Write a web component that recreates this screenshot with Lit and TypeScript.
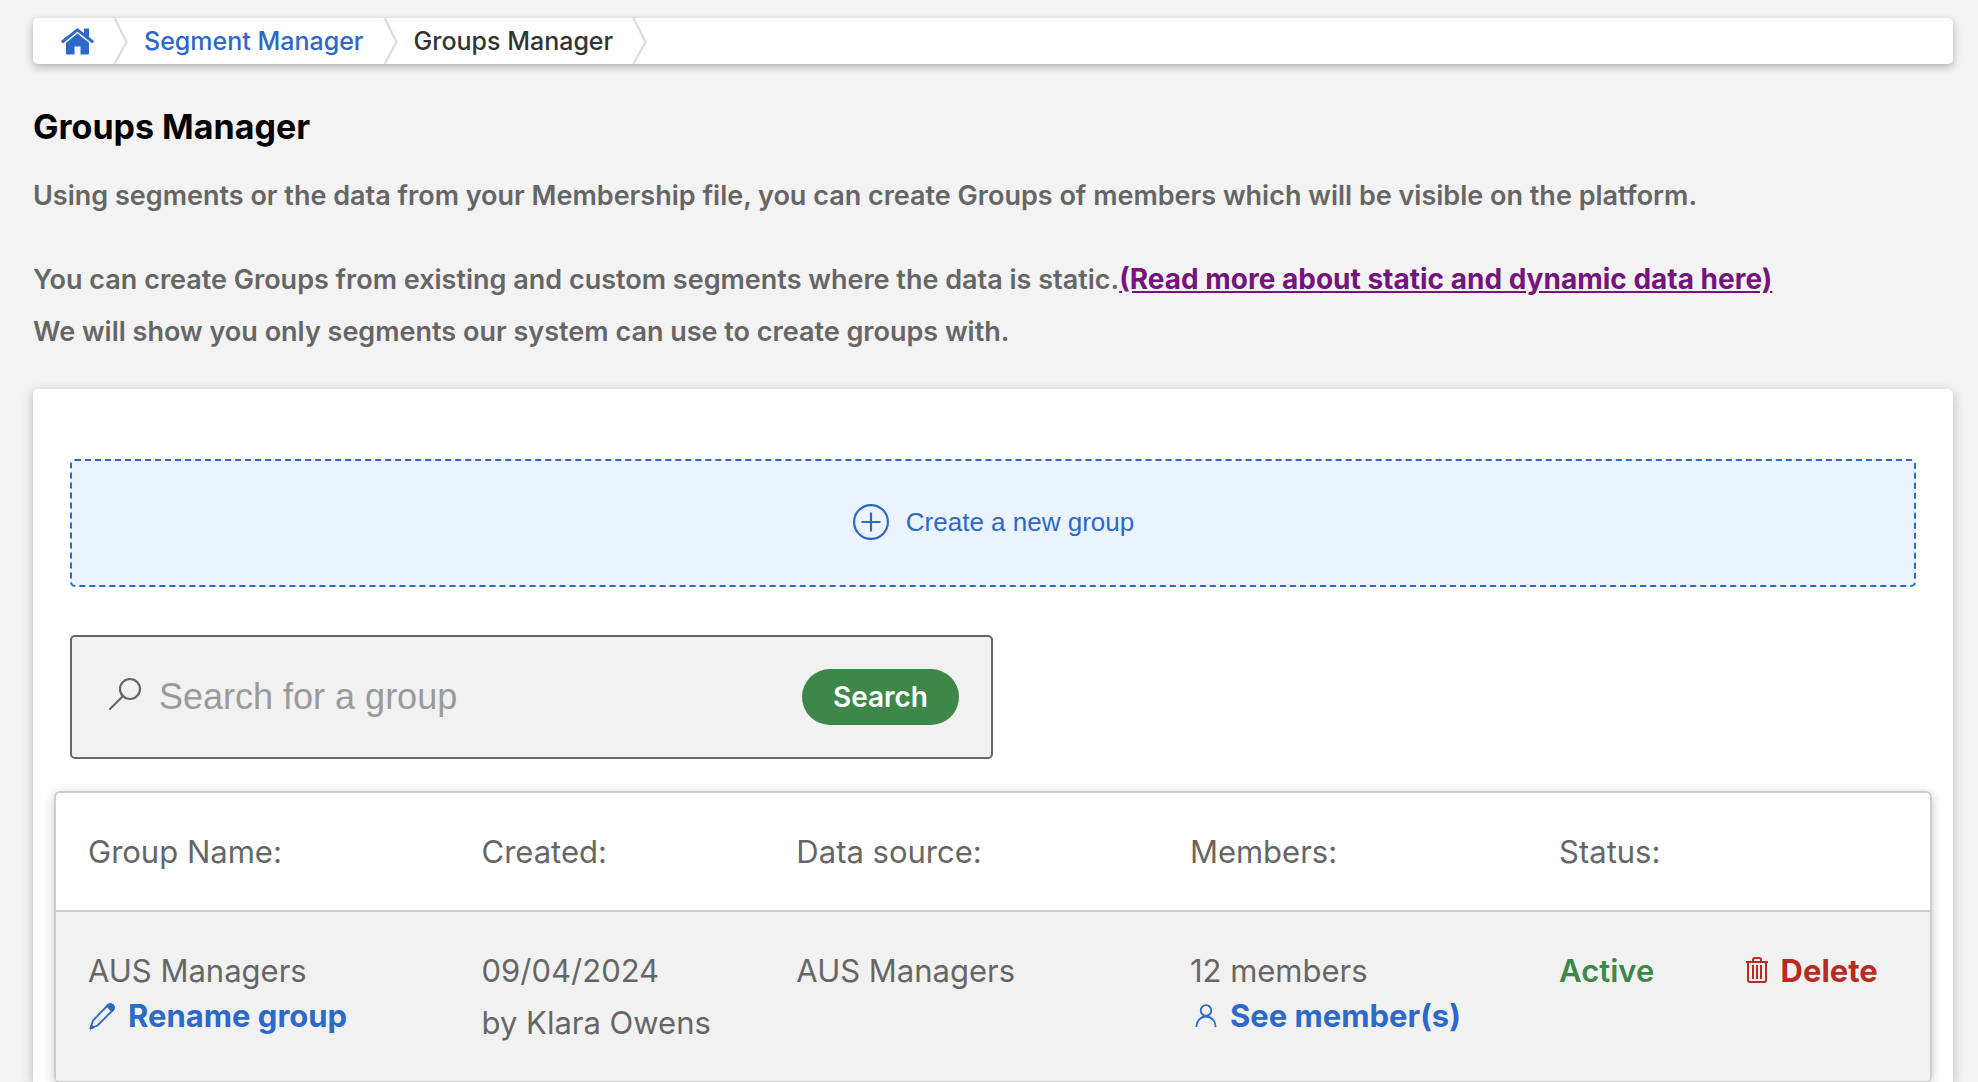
import { LitElement, html, css } from "lit";
import { customElement, state } from "lit/decorators.js";

interface Group {
  name: string;
  created: string;
  author: string;
  source: string;
  members: number;
  status: string;
}

const chevron = html`<svg class="chevron" viewBox="0 0 15 46" aria-hidden="true">
  <path d="M1.5 0 L13.500 24 L1.5 46" fill="none" stroke="#dedede" stroke-width="2.4" />
</svg>`;

@customElement("app-root")
export class AppRoot extends LitElement {
  static styles = css`
    :host {
      display: block;
      box-sizing: border-box;
      min-height: 100vh;
      padding: 18px 25px 0 33px;
      background: #f3f3f3;
      color: #666;
      font-family: Inter, "Liberation Sans", sans-serif;
      font-size: 31px;
      line-height: 52px;
      overflow: hidden;
    }
    * {
      box-sizing: border-box;
    }
    a {
      color: #2c69c8;
      text-decoration: none;
    }
    button,
    input {
      font: inherit;
      margin: 0;
    }
    button {
      cursor: pointer;
    }
    svg {
      flex: none;
      display: block;
    }
    .crumbs {
      background: #fff;
      border-radius: 5px;
      box-shadow: 0 3px 8px rgba(0, 0, 0, 0.28);
      font-size: 25px;
      font-weight: 500;
      line-height: 48px;
    }
    .trail {
      display: flex;
      align-items: center;
      list-style: none;
      margin: 0;
      padding: 0 0 0 28px;
      height: 46px;
    }
    .crumb {
      display: flex;
      align-items: center;
      gap: 19px;
      margin-right: 16px;
      color: #333;
    }
    .home {
      width: 33px;
      height: 27px;
    }
    .chevron {
      width: 15px;
      height: 46px;
    }
    .title {
      margin: 37px 0 0;
      color: #000;
      font-size: 34px;
      line-height: 52px;
      font-weight: 700;
    }
    .intro {
      margin: 17px 0 32px;
      font-size: 27px;
      font-weight: 600;
    }
    .intro:last-of-type {
      margin-bottom: 31px;
    }
    .more {
      color: #75147c;
      font-size: 28px;
      font-weight: 700;
      line-height: 1;
      text-decoration: underline;
    }
    .panel {
      background: #fff;
      border-radius: 5px 5px 0 0;
      box-shadow: 0 3px 12px rgba(0, 0, 0, 0.25);
      padding: 70px 21px 0;
    }
    .tools {
      padding: 0 16px;
    }
    .create {
      display: flex;
      align-items: center;
      justify-content: center;
      gap: 16px;
      width: 100%;
      height: 128px;
      padding: 0 0 2px;
      background: #ebf3ff;
      border: 2px dashed #2c69c8;
      border-radius: 5px;
      color: #2c69c8;
      font-family: "Liberation Sans", Arial, sans-serif;
      font-size: 26px;
    }
    .search {
      display: flex;
      align-items: center;
      width: 50%;
      height: 124px;
      margin-top: 48px;
      padding: 0 32px 0 36px;
      background: #f1f1f1;
      border: 2px solid #666;
      border-radius: 5px;
    }
    .lens {
      width: 34px;
      height: 34px;
      margin-bottom: 6px;
    }
    .field {
      flex: 1;
      min-width: 0;
      height: 60px;
      padding: 0 17px;
      border: 0;
      outline: 0;
      background: transparent;
      color: #666;
      font-family: "Liberation Sans", Arial, sans-serif;
      font-size: 36px;
    }
    .field::placeholder {
      color: #999b9a;
      opacity: 1;
    }
    .submit {
      height: 56px;
      padding: 0 31px;
      border: 0;
      border-radius: 28px;
      background: #3d8748;
      color: #fff;
      font-size: 28px;
      font-weight: 600;
      line-height: 56px;
    }
    .card {
      margin-top: 32px;
      border: 2px solid #ccc;
      border-radius: 6px;
      box-shadow: 0 3px 12px rgba(0, 0, 0, 0.22);
      overflow: hidden;
    }
    .groups {
      width: 100%;
      table-layout: fixed;
      border-collapse: separate;
      border-spacing: 0;
      text-align: left;
    }
    .groups th {
      height: 117px;
      padding: 0 0 0 32px;
      font-weight: 400;
    }
    .groups td {
      height: 171px;
      padding: 33px 0 0 32px;
      vertical-align: top;
      background: #f1f1f1;
      border-top: 2px solid #ccc;
      white-space: nowrap;
    }
    .wide {
      width: 21%;
    }
    .mid {
      width: 16.8%;
    }
    .member-col {
      width: 19.7%;
    }
    .status-col {
      width: 9.9%;
    }
    .act {
      display: flex;
      align-items: center;
      gap: 12px;
      padding: 0;
      border: 0;
      background: none;
      color: #2c69c8;
      font-weight: 700;
      line-height: 38px;
    }
    .pencil,
    .person {
      width: 28px;
      height: 32px;
    }
    .bin {
      width: 24px;
      height: 32px;
    }
    .groups .active {
      color: #3d8748;
      font-weight: 600;
    }
    .delete {
      color: #bb2a22;
      line-height: 52px;
    }
  `;

  @state() private query = "";

  private groups: Group[] = [
    { name: "AUS Managers", created: "09/04/2024", author: "Klara Owens", source: "AUS Managers", members: 12, status: "Active" },
  ];

  private row(g: Group) {
    return html`<tr>
      <td>
        ${g.name}
        <button class="act" type="button">
          <svg class="pencil" viewBox="0 0 28 32" fill="none" stroke="currentColor" stroke-width="1.8" stroke-linejoin="round" aria-hidden="true">
            <path d="M2.500 28.500 L5 20.500 L20 5 Q22.500 3.200 24.800 5.200 Q27 7.500 25 10 L9.500 25.500 Z" />
            <path d="M19 6 L20.500 4.800 Q22.500 3.200 24.800 5.200 Q27 7.500 25 10 L23.800 11 Z M2.500 28.500 L3.500 25.500 L5.500 27.500 Z" fill="currentColor" />
          </svg>
          Rename group
        </button>
      </td>
      <td>${g.created}<br />by ${g.author}</td>
      <td>${g.source}</td>
      <td>
        ${g.members} members
        <button class="act" type="button">
          <svg class="person" viewBox="0 0 28 32" fill="none" stroke="currentColor" stroke-width="1.8" aria-hidden="true">
            <circle cx="16" cy="10.500" r="5.300" />
            <path d="M6.500 27 V26 A9.500 9.500 0 0 1 25.500 26 V27" />
          </svg>
          See member(s)
        </button>
      </td>
      <td class="active">${g.status}</td>
      <td>
        <button class="act delete" type="button">
          <svg class="bin" viewBox="0 0 24 32" fill="none" stroke="currentColor" stroke-width="2" aria-hidden="true">
            <path d="M1 7 H23 M8 7 V5 Q8 3 10 3 H14 Q16 3 16 5 V7 M3 7 V25 Q3 27 5 27 H19 Q21 27 21 25 V7 M8 10 V24 M12 10 V24 M16 10 V24" />
          </svg>
          Delete
        </button>
      </td>
    </tr>`;
  }

  render() {
    const shown = this.groups.filter((g) => g.name.toLowerCase().includes(this.query.toLowerCase()));
    return html`
      <nav class="crumbs" aria-label="Breadcrumb">
        <ol class="trail">
          <li class="crumb">
            <a href="#home" aria-label="Home">
              <svg class="home" viewBox="0 0 33 27" fill="#2c69c8" aria-hidden="true">
                <path d="M1.800 13.500 L16.500 1.800 L31.200 13.500" fill="none" stroke="#2c69c8" stroke-width="3" stroke-linecap="round" stroke-linejoin="round" />
                <path d="M23 0.500 H28 V11 L23 7 Z" />
                <path d="M16.500 5.500 L28 14.700 V25.500 Q28 26.500 27 26.500 H19.500 V18.500 H13.500 V26.500 H6 Q5 26.500 5 25.500 V14.700 Z" />
              </svg>
            </a>
            ${chevron}
          </li>
          <li class="crumb"><a href="#segments">Segment Manager</a>${chevron}</li>
          <li class="crumb" aria-current="page">Groups Manager${chevron}</li>
        </ol>
      </nav>
      <h1 class="title">Groups Manager</h1>
      <p class="intro">
        Using segments or the data from your Membership file, you can create Groups of members which will be visible on the platform.
      </p>
      <p class="intro">
        You can create Groups from existing and custom segments where the data is static.<a class="more" href="#static-data">(Read more about static and dynamic data here)</a><br />
        We will show you only segments our system can use to create groups with.
      </p>
      <main class="panel">
        <div class="tools">
          <button class="create" type="button">
            <svg width="38" height="38" viewBox="0 0 38 38" fill="none" stroke="currentColor" stroke-width="2.200" aria-hidden="true">
              <circle cx="19" cy="19" r="16.900" />
              <path d="M19 9.500 V28.500 M9.500 19 H28.500" />
            </svg>
            Create a new group
          </button>
          <form class="search" role="search" @submit=${(e: Event) => e.preventDefault()}>
            <svg class="lens" viewBox="0 0 34 34" fill="none" stroke="#666" stroke-width="2.200" stroke-linecap="round" aria-hidden="true">
              <circle cx="22" cy="12" r="10" />
              <path d="M15 19 L2 32" />
            </svg>
            <input
              class="field"
              type="text"
              aria-label="Search for a group"
              placeholder="Search for a group"
              .value=${this.query}
              @input=${(e: Event) => (this.query = (e.target as HTMLInputElement).value)}
            />
            <button class="submit" type="submit">Search</button>
          </form>
        </div>
        <div class="card">
          <table class="groups">
            <thead>
              <tr>
                <th class="wide" scope="col">Group Name:</th>
                <th class="mid" scope="col">Created:</th>
                <th class="wide" scope="col">Data source:</th>
                <th class="member-col" scope="col">Members:</th>
                <th class="status-col" scope="col">Status:</th>
                <th scope="col" aria-label="Actions"></th>
              </tr>
            </thead>
            <tbody>
              ${shown.map((g) => this.row(g))}
            </tbody>
          </table>
        </div>
      </main>
    `;
  }
}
·····
Where a line holds "this", copy that line.

Result below:
Write a web component that recreates this screenshot with Lit and TypeScript.
    const shown = this.groups.filter((g) => g.name.toLowerCase().includes(this.query.toLowerCase()));
              .value=${this.query}
              @input=${(e: Event) => (this.query = (e.target as HTMLInputElement).value)}
              ${shown.map((g) => this.row(g))}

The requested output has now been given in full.